STORED RECORDS
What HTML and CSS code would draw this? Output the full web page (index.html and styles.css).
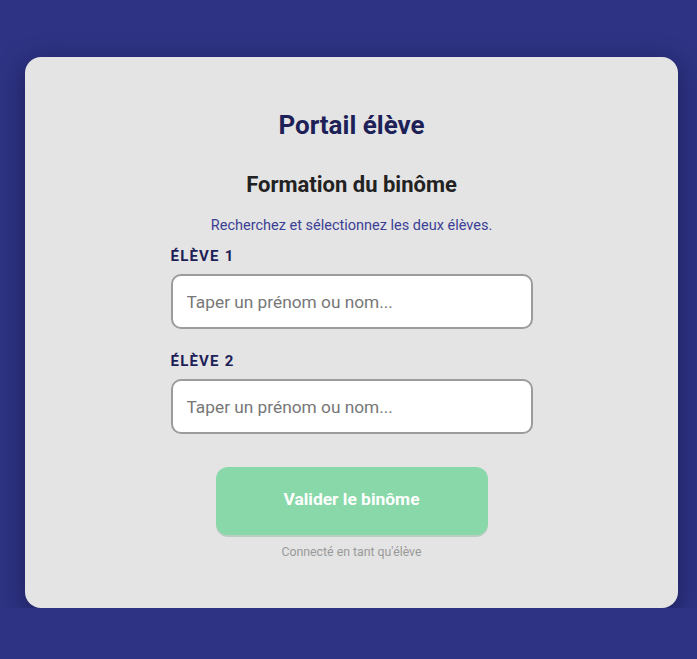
FILE: index.html
```html
<!DOCTYPE html>
<html lang="fr">
<head>
    <meta charset="UTF-8">
    <meta name="viewport" content="width=device-width, initial-scale=1.0">
    <title>Portail élève</title>
    <link rel="stylesheet" href="styles.css">
</head>
<body>
    <div class="card">
        <h1 class="title">Portail élève</h1>
        <h2 class="subtitle">Formation du binôme</h2>
        <p class="hint">Recherchez et sélectionnez les deux élèves.</p>
        <div class="form">
            <div class="field">
                <label class="field-label" for="eleve1">ÉLÈVE 1</label>
                <input type="text" id="eleve1" class="field-input" placeholder="Taper un prénom ou nom...">
            </div>
            <div class="field">
                <label class="field-label" for="eleve2">ÉLÈVE 2</label>
                <input type="text" id="eleve2" class="field-input" placeholder="Taper un prénom ou nom...">
            </div>
        </div>
        <button class="submit" disabled>Valider le binôme</button>
        <p class="footer">Connecté en tant qu'élève</p>
    </div>
</body>
</html>
```

FILE: styles.css
```css
body {
    margin: 0;
    background-color: #2e3383;
    font-family: Roboto, "Noto Sans", sans-serif;
}
.card {
    width: 653px;
    box-sizing: border-box;
    margin: 57px 19px 0 25px;
    padding: 50px 0 48px;
    background-color: #e4e4e4;
    border-radius: 16px;
    box-shadow: 0 6px 24px rgba(10, 12, 50, 0.5);
    display: flex;
    flex-direction: column;
    align-items: center;
}
.title {
    margin: 0;
    font-size: 26px;
    line-height: 36px;
    font-weight: 700;
    color: #1e2157;
}
.subtitle {
    margin: 28px 0 0;
    font-size: 22px;
    line-height: 28px;
    font-weight: 700;
    color: #222;
}
.hint {
    margin: 17px 0 0;
    font-size: 14.5px;
    line-height: 20px;
    color: #3b3f95;
}
.form {
    width: 362px;
    margin-top: 10px;
    display: flex;
    flex-direction: column;
    gap: 22px;
}
.field {
    display: flex;
    flex-direction: column;
    gap: 8px;
}
.field-label {
    font-size: 15px;
    line-height: 20px;
    font-weight: 700;
    letter-spacing: 1.2px;
    color: #1e2157;
}
.field-input {
    height: 55px;
    box-sizing: border-box;
    padding: 0 14px;
    border: 2px solid #9c9c9c;
    border-radius: 10px;
    background: #fff;
    font-family: inherit;
    font-size: 17.3px;
    color: #333;
}
.field-input::placeholder {
    color: #777;
}
.submit {
    width: 272px;
    height: 68px;
    margin-top: 33px;
    padding: 0 0 5px;
    border: none;
    border-radius: 12px;
    background-color: #88d8a9;
    box-shadow: 0 2px 0 rgba(60, 140, 90, 0.25);
    font-family: inherit;
    font-size: 17.4px;
    font-weight: 700;
    color: #fff;
}
.footer {
    margin: 9px 0 0;
    font-size: 12.3px;
    line-height: 16px;
    color: #999;
}
```
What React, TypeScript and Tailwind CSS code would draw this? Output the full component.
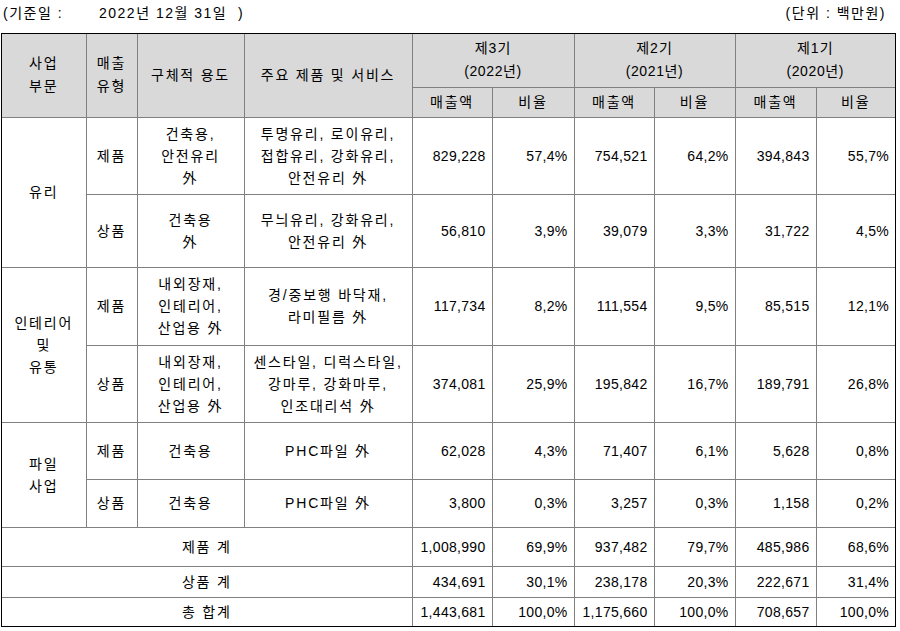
import React from 'react';

const font = { fontFamily: '"Liberation Sans", "Noto Sans CJK KR", sans-serif' };

const cell = 'border border-[#808080] text-center align-middle px-1 leading-[22px] tracking-[1.8px]';
const num = 'border border-[#808080] text-right align-middle pr-[6px] leading-[22px] tracking-[0.3px]';
const head = 'border border-[#808080] bg-[#d9d9d9] text-center align-middle leading-[23px] font-normal';

type Row = {
    h: string;
    group?: { label: string[]; span: number };
    kind: string;
    usage: string[];
    items: string[];
    vals: string[];
};

const rows: Row[] = [
    {
        h: 'h-[77px]',
        group: { label: ['유리'], span: 2 },
        kind: '제품',
        usage: ['건축용,', '안전유리', '外'],
        items: ['투명유리, 로이유리,', '접합유리, 강화유리,', '안전유리 外'],
        vals: ['829,228', '57,4%', '754,521', '64,2%', '394,843', '55,7%'],
    },
    {
        h: 'h-[73px]',
        kind: '상품',
        usage: ['건축용', '外'],
        items: ['무늬유리, 강화유리,', '안전유리 外'],
        vals: ['56,810', '3,9%', '39,079', '3,3%', '31,722', '4,5%'],
    },
    {
        h: 'h-[78px]',
        group: { label: ['인테리어', '및', '유통'], span: 2 },
        kind: '제품',
        usage: ['내외장재,', '인테리어,', '산업용 外'],
        items: ['경/중보행 바닥재,', '라미필름 外'],
        vals: ['117,734', '8,2%', '111,554', '9,5%', '85,515', '12,1%'],
    },
    {
        h: 'h-[77px]',
        kind: '상품',
        usage: ['내외장재,', '인테리어,', '산업용 外'],
        items: ['센스타일, 디럭스타일,', '강마루, 강화마루,', '인조대리석 外'],
        vals: ['374,081', '25,9%', '195,842', '16,7%', '189,791', '26,8%'],
    },
    {
        h: 'h-[57px]',
        group: { label: ['파일', '사업'], span: 2 },
        kind: '제품',
        usage: ['건축용'],
        items: ['PHC파일 外'],
        vals: ['62,028', '4,3%', '71,407', '6,1%', '5,628', '0,8%'],
    },
    {
        h: 'h-[48px]',
        kind: '상품',
        usage: ['건축용'],
        items: ['PHC파일 外'],
        vals: ['3,800', '0,3%', '3,257', '0,3%', '1,158', '0,2%'],
    },
];

const totals = [
    { h: 'h-[39px]', label: '제품 계', vals: ['1,008,990', '69,9%', '937,482', '79,7%', '485,986', '68,6%'] },
    { h: 'h-[31px]', label: '상품 계', vals: ['434,691', '30,1%', '238,178', '20,3%', '222,671', '31,4%'] },
    { h: 'h-[29px]', label: '총 합계', vals: ['1,443,681', '100,0%', '1,175,660', '100,0%', '708,657', '100,0%'] },
];

const Lines = ({ lines }: { lines: string[] }) => (
    <>
        {lines.map((l, i) => (
            <div key={i} className="whitespace-nowrap">{l}</div>
        ))}
    </>
);

const Period = ({ no, year }: { no: string; year: string }) => (
    <th colSpan={2} className={head}>
        <div className="tracking-[1px]">{no}</div>
        <div className="tracking-[0.6px]">({year}년)</div>
    </th>
);

export default function App() {
    return (
        <div className="w-[900px] h-[631px] bg-white text-[14px] text-black" style={font}>
            <div className="h-[33px] flex justify-between pt-[2px] pl-[3px] pr-[14px] leading-[22px] tracking-[1.5px]">
                <div className="flex whitespace-pre">
                    <span className="w-[96px]">(기준일 :</span>
                    <span className="w-[139px]">2022년 12월 31일</span>
                    <span>)</span>
                </div>
                <div>(단위 : 백만원)</div>
            </div>

            <div className="ml-[1px] w-[895px] border border-black">
                <table className="w-full table-fixed border-collapse border-hidden">
                    <colgroup>
                        <col className="w-[84px]" />
                        <col className="w-[51px]" />
                        <col className="w-[107px]" />
                        <col className="w-[168px]" />
                        <col className="w-[80px]" />
                        <col className="w-[82px]" />
                        <col className="w-[80px]" />
                        <col className="w-[81px]" />
                        <col className="w-[81px]" />
                        <col className="w-[79px]" />
                    </colgroup>
                    <thead>
                        <tr className="h-[53px]">
                            <th rowSpan={2} className={`${head} tracking-[1.8px]`}><Lines lines={['사업', '부문']} /></th>
                            <th rowSpan={2} className={`${head} tracking-[1.8px]`}><Lines lines={['매출', '유형']} /></th>
                            <th rowSpan={2} className={`${head} tracking-[1.8px]`}>구체적 용도</th>
                            <th rowSpan={2} className={`${head} tracking-[1.8px]`}>주요 제품 및 서비스</th>
                            <Period no="제3기" year="2022" />
                            <Period no="제2기" year="2021" />
                            <Period no="제1기" year="2020" />
                        </tr>
                        <tr className="h-[30px]">
                            {['매출액', '비율', '매출액', '비율', '매출액', '비율'].map((t, i) => (
                                <th key={i} className={`${head} tracking-[1.8px]`}>{t}</th>
                            ))}
                        </tr>
                    </thead>
                    <tbody>
                        {rows.map((r, i) => (
                            <tr key={i} className={r.h}>
                                {r.group && (
                                    <td rowSpan={r.group.span} className={cell}><Lines lines={r.group.label} /></td>
                                )}
                                <td className={cell}>{r.kind}</td>
                                <td className={cell}><Lines lines={r.usage} /></td>
                                <td className={cell}><Lines lines={r.items} /></td>
                                {r.vals.map((v, j) => (
                                    <td key={j} className={num}>{v}</td>
                                ))}
                            </tr>
                        ))}
                        {totals.map((t, i) => (
                            <tr key={i} className={t.h}>
                                <td colSpan={4} className={cell}>{t.label}</td>
                                {t.vals.map((v, j) => (
                                    <td key={j} className={num}>{v}</td>
                                ))}
                            </tr>
                        ))}
                    </tbody>
                </table>
            </div>
        </div>
    );
}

DESCRIPTION OF THE TASK
Where a line above includes "code", copy that line.

ANSWER FOR THE TASK
What HTML and CSS code would draw this? Output the full web page (index.html and styles.css).
What React, TypeScript and Tailwind CSS code would draw this? Output the full component.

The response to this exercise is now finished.